▶ [Given task]:
Select the lines that contain "React" and copy each of them.

▶ [Data for the task]:
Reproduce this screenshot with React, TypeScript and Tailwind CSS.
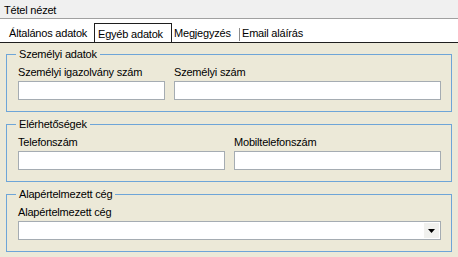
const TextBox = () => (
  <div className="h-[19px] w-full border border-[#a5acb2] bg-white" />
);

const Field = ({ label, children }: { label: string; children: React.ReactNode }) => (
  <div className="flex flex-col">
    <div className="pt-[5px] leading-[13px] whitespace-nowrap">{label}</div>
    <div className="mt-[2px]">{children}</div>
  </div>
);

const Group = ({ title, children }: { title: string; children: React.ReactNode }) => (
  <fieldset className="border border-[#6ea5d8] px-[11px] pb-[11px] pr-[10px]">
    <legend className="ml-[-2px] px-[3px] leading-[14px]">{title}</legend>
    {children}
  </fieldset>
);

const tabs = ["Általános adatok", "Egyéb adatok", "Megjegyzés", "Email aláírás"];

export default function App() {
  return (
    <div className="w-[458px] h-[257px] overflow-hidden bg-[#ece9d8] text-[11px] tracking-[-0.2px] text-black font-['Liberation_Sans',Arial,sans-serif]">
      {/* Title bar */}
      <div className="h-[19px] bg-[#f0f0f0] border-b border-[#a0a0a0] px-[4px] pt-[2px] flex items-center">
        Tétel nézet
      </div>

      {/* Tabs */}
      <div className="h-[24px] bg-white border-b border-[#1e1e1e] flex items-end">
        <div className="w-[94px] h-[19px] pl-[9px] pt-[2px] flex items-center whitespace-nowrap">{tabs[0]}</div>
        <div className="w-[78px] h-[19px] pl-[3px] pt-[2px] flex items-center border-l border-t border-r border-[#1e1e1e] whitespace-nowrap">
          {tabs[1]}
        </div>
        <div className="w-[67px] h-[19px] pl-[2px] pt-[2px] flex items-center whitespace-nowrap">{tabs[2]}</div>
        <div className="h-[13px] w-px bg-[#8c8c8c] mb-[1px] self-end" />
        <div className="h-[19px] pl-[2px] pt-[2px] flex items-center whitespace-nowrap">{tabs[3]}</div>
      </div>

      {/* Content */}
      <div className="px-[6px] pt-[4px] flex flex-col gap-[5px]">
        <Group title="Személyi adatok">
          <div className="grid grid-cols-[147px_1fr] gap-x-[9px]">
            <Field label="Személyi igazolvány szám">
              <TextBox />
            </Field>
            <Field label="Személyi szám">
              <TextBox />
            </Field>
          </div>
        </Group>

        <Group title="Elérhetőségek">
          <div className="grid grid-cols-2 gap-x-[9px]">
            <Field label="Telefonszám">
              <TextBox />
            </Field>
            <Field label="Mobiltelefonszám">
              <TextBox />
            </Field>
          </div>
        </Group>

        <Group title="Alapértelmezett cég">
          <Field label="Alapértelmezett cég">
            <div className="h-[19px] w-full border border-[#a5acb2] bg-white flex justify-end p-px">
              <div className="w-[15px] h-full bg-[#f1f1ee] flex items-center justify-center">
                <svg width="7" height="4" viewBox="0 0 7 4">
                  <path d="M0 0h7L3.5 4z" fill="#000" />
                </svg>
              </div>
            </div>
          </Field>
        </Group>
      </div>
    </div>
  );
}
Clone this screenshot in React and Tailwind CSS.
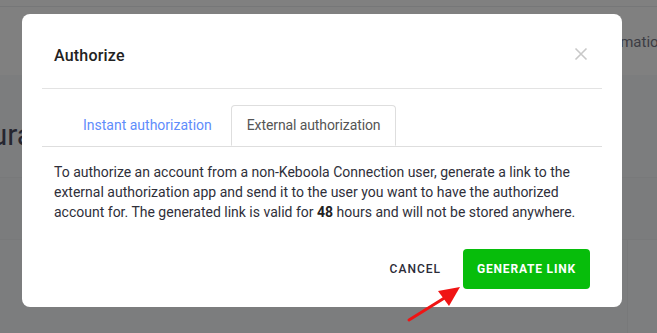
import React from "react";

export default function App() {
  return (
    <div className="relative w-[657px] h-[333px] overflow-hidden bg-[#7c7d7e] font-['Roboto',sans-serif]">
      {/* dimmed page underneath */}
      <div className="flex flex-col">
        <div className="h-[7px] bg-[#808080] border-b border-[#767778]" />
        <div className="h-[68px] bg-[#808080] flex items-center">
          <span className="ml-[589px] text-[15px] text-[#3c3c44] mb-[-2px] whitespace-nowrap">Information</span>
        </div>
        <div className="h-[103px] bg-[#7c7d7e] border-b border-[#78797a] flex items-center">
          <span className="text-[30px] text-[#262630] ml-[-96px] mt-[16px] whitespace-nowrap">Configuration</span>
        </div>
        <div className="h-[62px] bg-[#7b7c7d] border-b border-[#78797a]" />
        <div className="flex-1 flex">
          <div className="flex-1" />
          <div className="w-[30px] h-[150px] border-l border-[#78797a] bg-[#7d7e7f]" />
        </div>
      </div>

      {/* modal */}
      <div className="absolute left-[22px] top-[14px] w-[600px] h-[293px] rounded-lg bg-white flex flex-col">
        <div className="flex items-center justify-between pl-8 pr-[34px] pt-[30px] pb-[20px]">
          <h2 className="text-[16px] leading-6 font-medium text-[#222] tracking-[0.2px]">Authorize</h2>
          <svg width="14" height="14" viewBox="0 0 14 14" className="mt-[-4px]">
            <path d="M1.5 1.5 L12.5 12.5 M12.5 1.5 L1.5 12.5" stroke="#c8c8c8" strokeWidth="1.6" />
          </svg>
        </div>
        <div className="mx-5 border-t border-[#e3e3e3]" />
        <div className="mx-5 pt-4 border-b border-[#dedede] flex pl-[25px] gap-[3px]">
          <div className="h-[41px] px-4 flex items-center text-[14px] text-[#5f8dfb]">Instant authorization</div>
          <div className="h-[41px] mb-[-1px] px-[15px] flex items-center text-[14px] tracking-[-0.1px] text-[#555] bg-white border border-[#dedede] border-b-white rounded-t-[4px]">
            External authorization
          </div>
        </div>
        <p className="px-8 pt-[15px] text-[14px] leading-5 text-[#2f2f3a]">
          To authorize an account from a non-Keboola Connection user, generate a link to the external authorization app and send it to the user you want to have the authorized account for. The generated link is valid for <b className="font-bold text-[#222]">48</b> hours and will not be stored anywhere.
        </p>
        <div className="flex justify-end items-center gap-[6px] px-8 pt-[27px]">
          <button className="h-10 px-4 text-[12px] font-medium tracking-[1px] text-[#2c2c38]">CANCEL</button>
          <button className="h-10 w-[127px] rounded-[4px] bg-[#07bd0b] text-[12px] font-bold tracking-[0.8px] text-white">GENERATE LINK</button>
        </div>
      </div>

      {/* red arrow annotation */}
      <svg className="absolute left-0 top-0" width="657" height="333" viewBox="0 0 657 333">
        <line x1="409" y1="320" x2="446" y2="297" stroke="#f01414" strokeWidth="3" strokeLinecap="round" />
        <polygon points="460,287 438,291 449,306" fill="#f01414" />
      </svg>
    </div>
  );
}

---

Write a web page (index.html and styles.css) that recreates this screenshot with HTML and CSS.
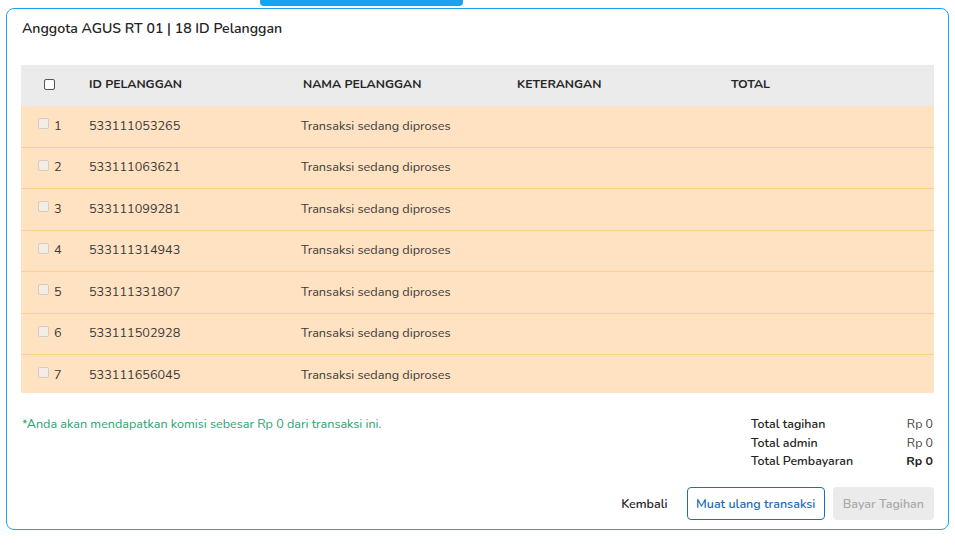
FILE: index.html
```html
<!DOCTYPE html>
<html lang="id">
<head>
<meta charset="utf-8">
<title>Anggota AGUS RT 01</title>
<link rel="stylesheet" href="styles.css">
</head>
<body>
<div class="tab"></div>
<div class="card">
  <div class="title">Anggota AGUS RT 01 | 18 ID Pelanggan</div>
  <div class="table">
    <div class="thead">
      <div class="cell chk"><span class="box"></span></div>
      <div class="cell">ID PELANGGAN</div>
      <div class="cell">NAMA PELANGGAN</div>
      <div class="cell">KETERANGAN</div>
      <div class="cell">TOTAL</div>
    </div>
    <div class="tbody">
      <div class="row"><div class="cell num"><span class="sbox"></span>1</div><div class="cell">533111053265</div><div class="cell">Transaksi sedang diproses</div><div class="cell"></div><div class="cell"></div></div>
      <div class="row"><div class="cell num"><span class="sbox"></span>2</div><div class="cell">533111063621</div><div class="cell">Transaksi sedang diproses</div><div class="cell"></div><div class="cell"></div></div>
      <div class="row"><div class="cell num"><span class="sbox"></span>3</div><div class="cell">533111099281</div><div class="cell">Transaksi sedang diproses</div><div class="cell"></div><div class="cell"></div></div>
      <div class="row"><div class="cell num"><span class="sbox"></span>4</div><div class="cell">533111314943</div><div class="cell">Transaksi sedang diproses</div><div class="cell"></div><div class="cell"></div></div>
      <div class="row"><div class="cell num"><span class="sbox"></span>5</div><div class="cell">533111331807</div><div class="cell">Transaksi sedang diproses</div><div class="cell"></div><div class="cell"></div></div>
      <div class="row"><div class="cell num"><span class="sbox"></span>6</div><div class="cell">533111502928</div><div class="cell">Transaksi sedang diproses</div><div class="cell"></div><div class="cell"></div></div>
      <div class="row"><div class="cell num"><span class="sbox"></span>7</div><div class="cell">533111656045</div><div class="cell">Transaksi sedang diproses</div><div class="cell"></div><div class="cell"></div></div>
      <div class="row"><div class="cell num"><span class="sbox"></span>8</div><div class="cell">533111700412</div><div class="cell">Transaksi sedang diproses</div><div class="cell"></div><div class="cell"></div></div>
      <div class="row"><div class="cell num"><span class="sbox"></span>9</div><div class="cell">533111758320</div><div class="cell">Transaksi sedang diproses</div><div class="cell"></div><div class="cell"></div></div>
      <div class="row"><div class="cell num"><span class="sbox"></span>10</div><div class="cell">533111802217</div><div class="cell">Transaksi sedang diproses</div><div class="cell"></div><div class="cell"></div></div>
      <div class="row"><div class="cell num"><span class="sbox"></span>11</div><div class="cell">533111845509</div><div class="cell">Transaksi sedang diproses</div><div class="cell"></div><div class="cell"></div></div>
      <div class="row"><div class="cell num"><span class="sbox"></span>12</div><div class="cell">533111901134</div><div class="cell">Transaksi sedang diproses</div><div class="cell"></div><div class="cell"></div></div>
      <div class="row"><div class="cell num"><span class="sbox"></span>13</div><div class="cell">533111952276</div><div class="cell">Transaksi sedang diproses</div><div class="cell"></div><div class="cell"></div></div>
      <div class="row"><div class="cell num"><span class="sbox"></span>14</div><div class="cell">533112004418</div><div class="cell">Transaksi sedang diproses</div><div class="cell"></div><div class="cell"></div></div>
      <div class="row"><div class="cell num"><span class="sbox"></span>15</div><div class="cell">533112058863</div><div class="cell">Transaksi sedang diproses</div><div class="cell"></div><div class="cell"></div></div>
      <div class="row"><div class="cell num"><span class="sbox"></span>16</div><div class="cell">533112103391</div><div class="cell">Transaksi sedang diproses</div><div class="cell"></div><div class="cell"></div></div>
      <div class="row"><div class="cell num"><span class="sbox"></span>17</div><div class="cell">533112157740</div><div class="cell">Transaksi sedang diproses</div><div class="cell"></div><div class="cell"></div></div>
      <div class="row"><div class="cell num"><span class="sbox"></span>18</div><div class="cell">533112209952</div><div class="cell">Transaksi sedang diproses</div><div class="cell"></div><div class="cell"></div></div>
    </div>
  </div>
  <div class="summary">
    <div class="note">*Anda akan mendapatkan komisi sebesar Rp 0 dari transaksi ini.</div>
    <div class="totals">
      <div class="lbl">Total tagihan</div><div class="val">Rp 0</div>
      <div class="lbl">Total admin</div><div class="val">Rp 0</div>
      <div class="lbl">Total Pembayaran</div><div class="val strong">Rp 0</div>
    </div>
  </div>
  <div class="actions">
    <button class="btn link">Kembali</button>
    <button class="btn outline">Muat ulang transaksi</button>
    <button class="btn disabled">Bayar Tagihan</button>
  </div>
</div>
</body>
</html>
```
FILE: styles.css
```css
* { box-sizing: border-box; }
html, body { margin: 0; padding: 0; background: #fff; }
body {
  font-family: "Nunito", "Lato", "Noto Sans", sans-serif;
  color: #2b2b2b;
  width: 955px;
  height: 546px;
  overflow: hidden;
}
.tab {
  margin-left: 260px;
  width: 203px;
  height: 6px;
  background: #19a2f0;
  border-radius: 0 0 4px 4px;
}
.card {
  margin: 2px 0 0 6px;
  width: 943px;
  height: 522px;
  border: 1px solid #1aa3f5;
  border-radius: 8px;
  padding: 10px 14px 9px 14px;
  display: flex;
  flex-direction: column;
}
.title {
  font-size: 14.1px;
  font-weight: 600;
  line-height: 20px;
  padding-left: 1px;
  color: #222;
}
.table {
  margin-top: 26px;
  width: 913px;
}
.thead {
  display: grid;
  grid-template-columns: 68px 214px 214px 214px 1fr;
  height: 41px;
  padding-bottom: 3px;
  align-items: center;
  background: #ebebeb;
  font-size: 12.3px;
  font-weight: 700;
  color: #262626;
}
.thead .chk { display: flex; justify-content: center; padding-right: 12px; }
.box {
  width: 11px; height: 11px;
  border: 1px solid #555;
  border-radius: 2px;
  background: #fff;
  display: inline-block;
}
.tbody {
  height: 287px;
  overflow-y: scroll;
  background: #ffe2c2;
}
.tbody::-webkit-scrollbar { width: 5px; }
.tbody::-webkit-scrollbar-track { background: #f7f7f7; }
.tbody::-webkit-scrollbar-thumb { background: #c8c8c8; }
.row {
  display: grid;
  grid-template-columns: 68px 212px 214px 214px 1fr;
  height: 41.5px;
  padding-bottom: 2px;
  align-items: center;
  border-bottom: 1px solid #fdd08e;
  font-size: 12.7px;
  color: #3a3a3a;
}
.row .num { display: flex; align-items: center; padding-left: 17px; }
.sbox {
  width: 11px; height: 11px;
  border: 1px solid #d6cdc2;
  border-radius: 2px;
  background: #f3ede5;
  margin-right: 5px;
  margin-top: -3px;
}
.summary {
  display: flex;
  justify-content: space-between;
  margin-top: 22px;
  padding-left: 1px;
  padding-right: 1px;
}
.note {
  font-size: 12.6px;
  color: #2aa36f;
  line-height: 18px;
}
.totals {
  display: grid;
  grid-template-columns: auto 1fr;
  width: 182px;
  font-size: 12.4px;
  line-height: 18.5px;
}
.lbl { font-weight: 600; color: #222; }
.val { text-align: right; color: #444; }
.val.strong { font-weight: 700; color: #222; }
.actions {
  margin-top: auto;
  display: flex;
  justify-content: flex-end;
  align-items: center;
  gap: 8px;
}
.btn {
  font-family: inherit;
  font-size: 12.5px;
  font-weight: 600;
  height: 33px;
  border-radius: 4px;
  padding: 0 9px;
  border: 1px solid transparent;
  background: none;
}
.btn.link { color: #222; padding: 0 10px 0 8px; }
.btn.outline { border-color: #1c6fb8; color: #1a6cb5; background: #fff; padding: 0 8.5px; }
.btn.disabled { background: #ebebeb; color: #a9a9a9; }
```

---

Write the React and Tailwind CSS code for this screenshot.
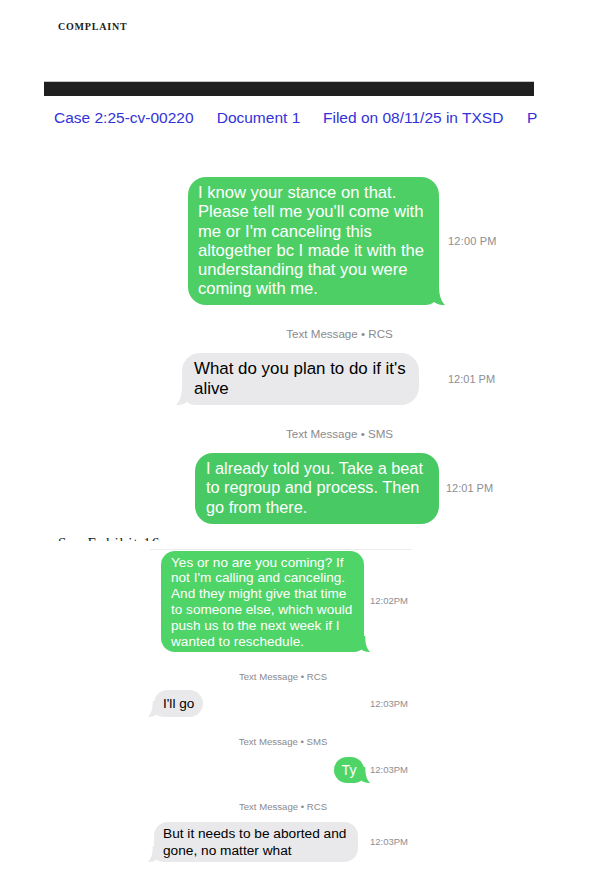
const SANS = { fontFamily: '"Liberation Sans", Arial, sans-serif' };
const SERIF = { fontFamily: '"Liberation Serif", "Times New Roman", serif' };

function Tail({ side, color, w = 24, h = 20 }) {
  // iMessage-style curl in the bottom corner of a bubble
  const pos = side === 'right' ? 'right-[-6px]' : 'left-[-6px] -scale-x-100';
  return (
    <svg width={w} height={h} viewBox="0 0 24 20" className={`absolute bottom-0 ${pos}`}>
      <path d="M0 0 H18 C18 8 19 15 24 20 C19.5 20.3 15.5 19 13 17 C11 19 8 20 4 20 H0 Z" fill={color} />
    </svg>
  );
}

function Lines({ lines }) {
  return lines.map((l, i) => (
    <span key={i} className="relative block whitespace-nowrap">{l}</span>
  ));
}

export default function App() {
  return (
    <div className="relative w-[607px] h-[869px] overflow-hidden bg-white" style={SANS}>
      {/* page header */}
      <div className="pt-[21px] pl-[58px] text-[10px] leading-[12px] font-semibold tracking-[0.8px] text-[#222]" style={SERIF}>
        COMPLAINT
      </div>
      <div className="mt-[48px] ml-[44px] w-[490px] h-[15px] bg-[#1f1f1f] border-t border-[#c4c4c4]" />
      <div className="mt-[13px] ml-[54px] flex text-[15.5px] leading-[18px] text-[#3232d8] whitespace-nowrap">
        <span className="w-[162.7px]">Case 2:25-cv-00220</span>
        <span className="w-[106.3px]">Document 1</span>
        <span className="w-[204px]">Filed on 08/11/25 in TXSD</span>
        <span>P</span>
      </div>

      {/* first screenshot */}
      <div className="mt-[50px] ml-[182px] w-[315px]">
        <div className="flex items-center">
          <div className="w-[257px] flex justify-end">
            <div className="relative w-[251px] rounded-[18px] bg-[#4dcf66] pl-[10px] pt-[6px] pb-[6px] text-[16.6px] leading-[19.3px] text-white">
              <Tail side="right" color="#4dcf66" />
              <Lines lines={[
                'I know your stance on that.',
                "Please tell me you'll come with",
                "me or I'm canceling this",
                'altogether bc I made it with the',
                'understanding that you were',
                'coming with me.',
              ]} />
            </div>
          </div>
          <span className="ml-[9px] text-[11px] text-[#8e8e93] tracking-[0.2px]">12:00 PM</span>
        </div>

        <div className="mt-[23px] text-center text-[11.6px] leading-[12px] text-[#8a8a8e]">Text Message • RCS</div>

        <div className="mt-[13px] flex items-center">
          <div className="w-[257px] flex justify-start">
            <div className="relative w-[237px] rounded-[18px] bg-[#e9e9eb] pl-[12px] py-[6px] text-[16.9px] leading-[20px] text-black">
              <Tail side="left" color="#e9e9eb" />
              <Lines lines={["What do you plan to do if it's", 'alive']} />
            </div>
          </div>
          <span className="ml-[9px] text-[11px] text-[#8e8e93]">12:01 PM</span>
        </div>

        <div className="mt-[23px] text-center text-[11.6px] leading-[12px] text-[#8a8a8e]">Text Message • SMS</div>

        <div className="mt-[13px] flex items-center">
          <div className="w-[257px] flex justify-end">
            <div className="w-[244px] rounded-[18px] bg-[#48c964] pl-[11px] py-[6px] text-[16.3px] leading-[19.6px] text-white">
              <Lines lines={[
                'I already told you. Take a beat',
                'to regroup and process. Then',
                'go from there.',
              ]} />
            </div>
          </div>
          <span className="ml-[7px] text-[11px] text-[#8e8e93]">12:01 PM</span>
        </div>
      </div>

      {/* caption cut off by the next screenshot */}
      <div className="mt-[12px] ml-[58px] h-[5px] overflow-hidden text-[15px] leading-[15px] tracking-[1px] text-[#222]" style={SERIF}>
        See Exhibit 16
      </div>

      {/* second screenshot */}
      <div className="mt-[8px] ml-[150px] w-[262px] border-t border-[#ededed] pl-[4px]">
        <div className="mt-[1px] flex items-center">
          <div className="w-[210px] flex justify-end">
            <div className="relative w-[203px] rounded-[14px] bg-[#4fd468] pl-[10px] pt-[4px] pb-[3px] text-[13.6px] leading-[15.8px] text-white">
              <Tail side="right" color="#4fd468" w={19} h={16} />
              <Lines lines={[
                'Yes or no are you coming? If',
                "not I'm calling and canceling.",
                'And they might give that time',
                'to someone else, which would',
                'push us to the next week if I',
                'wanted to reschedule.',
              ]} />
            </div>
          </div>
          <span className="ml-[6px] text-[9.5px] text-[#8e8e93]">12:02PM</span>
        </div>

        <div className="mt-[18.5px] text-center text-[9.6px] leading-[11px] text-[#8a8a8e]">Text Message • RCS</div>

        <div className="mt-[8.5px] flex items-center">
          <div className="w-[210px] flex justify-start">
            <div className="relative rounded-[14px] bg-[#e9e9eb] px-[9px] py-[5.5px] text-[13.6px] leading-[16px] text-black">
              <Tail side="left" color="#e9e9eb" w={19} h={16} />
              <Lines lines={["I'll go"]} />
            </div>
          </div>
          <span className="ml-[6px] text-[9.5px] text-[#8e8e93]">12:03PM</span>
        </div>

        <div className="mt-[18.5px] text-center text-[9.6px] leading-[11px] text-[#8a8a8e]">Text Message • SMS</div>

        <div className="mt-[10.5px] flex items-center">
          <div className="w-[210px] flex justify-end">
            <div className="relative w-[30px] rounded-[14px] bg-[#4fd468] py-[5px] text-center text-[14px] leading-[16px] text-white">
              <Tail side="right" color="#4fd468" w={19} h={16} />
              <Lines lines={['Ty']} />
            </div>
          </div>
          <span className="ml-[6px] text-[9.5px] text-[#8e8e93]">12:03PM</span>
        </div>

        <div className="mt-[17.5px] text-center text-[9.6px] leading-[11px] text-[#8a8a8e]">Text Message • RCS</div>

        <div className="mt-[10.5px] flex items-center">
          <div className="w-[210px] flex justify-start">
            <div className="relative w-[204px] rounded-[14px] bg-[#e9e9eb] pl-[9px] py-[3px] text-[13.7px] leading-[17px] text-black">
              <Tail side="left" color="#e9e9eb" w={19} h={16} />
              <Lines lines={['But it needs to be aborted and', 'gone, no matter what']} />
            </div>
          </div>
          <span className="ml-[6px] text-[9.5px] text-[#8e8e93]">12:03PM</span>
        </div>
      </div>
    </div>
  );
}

▶ [Final result]:
Reproduce this screenshot with React, TypeScript and Tailwind CSS.
const Field = ({ label, children }: { label: string; children: React.ReactNode }) => (
const Group = ({ title, children }: { title: string; children: React.ReactNode }) => (
Clone this screenshot in React and Tailwind CSS.
import React from "react";
Write the React and Tailwind CSS code for this screenshot.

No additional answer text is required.